- **WHAT THE TASK ASKS**
Please pull out every line that includes the string "page".

::::::::::

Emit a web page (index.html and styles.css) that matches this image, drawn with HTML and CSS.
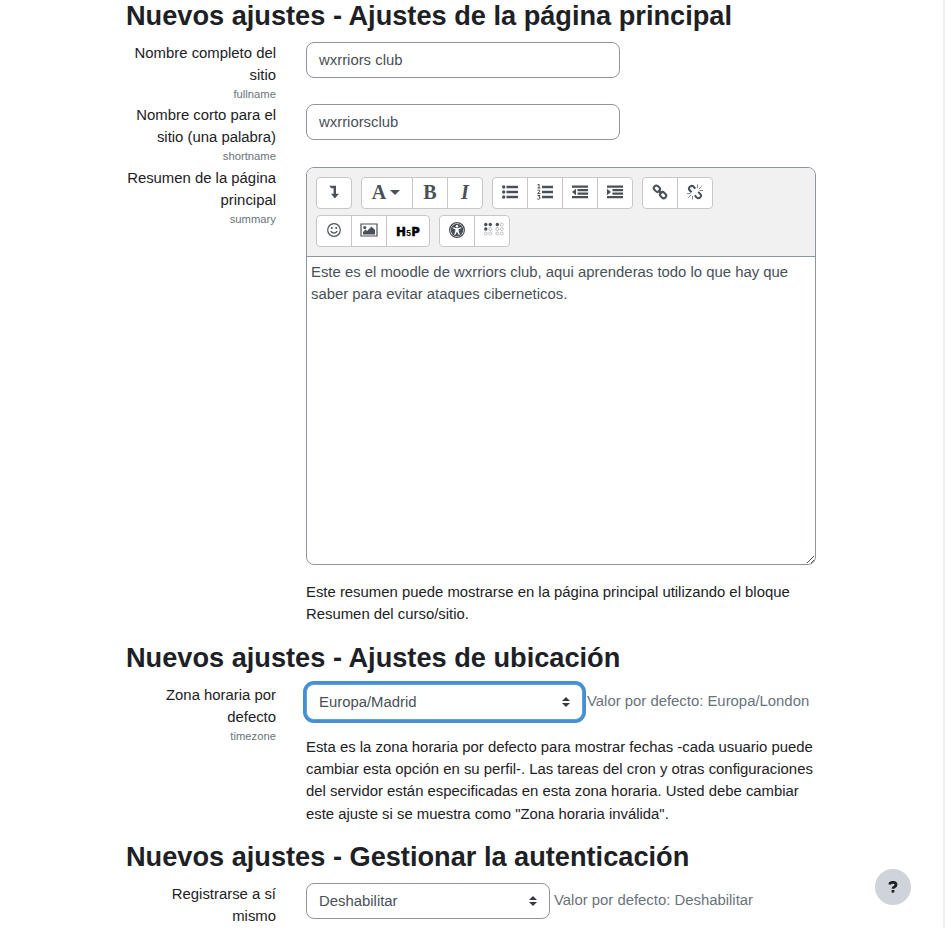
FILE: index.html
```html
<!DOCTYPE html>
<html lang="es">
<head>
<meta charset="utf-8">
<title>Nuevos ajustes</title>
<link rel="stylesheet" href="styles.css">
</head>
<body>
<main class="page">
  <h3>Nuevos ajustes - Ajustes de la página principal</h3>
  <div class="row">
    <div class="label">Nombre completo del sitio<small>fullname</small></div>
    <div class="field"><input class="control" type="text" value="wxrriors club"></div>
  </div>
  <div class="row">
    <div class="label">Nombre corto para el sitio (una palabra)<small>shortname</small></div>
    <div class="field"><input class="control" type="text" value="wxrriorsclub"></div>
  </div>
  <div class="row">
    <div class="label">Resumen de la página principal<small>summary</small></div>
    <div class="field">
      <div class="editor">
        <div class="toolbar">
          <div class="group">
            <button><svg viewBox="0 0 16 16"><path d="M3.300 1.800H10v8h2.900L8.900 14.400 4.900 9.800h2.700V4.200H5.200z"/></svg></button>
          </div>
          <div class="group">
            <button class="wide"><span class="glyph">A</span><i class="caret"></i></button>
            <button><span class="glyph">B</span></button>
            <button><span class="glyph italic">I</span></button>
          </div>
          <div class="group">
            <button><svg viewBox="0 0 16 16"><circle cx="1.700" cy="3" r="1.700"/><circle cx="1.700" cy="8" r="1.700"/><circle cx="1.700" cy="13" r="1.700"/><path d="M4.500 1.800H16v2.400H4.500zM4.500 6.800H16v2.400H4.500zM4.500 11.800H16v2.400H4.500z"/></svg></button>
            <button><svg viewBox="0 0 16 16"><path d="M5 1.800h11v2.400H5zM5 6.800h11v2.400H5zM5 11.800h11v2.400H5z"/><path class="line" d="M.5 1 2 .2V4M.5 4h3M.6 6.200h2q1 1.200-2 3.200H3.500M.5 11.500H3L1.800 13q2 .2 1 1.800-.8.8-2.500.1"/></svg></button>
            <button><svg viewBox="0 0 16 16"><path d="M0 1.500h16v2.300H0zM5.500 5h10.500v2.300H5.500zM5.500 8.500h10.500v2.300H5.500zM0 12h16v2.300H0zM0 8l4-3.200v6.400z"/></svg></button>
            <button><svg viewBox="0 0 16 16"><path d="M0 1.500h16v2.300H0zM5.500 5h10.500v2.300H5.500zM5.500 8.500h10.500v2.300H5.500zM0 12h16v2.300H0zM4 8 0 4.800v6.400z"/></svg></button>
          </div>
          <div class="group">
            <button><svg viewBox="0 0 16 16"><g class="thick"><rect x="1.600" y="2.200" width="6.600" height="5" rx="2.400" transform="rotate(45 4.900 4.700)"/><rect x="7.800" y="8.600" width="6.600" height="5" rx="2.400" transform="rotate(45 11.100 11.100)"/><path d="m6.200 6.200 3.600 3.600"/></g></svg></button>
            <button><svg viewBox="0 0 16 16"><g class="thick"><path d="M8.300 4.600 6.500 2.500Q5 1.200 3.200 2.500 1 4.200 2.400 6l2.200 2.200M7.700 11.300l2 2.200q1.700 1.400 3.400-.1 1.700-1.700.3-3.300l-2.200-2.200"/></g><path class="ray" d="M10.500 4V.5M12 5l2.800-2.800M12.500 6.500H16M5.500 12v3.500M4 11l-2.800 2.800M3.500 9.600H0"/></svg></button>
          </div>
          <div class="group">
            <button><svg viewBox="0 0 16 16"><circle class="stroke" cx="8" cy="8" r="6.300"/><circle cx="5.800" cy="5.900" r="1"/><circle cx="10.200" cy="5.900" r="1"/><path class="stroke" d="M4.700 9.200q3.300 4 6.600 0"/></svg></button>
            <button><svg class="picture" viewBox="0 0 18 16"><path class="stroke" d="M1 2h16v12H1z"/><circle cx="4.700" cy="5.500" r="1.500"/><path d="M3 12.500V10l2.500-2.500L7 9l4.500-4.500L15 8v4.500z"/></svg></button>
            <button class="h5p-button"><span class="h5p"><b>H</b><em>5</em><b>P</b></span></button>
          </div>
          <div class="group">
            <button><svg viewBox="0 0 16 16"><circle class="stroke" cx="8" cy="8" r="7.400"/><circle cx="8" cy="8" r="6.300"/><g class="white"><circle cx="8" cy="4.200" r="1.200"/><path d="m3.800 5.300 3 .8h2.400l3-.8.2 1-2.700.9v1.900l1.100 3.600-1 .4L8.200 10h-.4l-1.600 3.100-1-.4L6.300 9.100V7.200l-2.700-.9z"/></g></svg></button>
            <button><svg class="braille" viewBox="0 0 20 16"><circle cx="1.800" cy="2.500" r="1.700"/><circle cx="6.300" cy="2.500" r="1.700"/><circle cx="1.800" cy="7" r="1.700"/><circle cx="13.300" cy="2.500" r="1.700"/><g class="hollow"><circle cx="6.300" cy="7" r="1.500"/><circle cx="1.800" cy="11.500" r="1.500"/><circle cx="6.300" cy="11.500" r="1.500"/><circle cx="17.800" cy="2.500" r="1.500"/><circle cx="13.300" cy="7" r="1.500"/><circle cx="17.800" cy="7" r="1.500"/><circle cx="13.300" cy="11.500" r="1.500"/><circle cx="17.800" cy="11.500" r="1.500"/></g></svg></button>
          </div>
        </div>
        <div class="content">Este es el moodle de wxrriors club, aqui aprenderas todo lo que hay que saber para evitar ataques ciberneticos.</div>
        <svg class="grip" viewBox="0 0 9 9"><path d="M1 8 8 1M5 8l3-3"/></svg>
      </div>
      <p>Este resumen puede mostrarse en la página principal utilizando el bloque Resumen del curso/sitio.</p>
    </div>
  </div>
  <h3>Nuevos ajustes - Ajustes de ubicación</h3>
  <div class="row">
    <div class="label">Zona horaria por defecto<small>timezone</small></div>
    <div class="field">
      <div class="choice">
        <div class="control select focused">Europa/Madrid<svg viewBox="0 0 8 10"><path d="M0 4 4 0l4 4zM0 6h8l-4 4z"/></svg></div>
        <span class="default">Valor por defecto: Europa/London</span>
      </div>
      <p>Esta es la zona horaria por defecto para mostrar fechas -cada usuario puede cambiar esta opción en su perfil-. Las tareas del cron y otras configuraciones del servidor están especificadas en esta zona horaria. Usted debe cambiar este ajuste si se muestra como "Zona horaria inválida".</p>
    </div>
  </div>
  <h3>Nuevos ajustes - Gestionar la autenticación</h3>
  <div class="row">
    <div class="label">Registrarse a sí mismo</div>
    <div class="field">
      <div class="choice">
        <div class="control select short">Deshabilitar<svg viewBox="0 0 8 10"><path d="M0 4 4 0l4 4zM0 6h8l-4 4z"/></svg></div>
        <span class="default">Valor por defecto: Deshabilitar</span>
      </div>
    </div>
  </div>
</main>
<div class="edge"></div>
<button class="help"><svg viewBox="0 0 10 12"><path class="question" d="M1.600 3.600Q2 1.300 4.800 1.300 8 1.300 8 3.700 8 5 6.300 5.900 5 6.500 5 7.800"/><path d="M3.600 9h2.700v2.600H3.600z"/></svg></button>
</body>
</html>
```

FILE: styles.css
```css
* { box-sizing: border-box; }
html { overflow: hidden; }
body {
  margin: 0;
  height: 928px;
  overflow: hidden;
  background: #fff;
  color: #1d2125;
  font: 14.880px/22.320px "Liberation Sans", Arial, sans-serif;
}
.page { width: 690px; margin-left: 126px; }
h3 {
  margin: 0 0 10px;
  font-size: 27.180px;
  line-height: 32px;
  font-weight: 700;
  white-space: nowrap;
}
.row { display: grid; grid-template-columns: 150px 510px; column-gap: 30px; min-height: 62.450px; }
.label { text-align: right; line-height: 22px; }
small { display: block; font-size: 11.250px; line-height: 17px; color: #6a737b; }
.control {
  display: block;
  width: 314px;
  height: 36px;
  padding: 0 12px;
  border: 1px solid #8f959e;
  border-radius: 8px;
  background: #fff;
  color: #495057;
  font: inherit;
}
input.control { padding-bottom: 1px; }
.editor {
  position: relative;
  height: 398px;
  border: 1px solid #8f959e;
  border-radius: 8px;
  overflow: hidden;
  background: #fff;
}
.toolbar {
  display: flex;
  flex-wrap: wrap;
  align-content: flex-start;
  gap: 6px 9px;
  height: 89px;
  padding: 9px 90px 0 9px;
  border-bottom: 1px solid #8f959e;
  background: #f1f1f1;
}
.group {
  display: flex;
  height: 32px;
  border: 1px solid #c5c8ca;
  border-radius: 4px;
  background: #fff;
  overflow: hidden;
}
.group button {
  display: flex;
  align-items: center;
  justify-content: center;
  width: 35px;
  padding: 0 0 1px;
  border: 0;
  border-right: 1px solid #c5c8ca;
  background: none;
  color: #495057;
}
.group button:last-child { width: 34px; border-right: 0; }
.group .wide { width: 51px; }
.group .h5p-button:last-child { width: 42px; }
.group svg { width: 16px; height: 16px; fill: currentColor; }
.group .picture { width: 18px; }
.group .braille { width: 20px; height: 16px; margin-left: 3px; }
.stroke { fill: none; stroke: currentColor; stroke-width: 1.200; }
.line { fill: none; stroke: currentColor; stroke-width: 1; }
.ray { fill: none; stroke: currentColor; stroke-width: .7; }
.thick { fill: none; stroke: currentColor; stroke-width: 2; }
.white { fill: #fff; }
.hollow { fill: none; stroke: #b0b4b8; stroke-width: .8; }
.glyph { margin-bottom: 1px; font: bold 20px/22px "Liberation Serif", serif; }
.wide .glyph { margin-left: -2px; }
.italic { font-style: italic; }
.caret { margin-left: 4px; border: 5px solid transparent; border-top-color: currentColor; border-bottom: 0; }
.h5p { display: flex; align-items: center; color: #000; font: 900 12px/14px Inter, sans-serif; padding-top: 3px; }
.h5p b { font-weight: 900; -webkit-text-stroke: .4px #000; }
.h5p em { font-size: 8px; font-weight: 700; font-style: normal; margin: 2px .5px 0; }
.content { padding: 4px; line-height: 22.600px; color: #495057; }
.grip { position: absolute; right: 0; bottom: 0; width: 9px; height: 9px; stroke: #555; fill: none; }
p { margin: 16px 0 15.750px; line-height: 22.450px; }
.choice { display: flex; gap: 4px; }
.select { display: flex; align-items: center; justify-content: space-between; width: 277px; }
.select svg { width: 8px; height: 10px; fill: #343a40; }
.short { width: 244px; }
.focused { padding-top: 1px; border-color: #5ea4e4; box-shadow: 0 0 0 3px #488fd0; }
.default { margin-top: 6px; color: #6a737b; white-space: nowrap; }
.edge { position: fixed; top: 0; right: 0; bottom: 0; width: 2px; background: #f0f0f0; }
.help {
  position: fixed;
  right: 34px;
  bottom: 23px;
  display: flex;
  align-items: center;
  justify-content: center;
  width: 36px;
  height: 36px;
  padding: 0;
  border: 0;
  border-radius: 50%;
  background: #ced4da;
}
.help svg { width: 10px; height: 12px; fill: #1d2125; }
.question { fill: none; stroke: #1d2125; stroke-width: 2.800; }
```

::::::::::

- **RESPONSE BELOW**
Emit a web page (index.html and styles.css) that matches this image, drawn with HTML and CSS.
<main class="page">
.page { width: 690px; margin-left: 126px; }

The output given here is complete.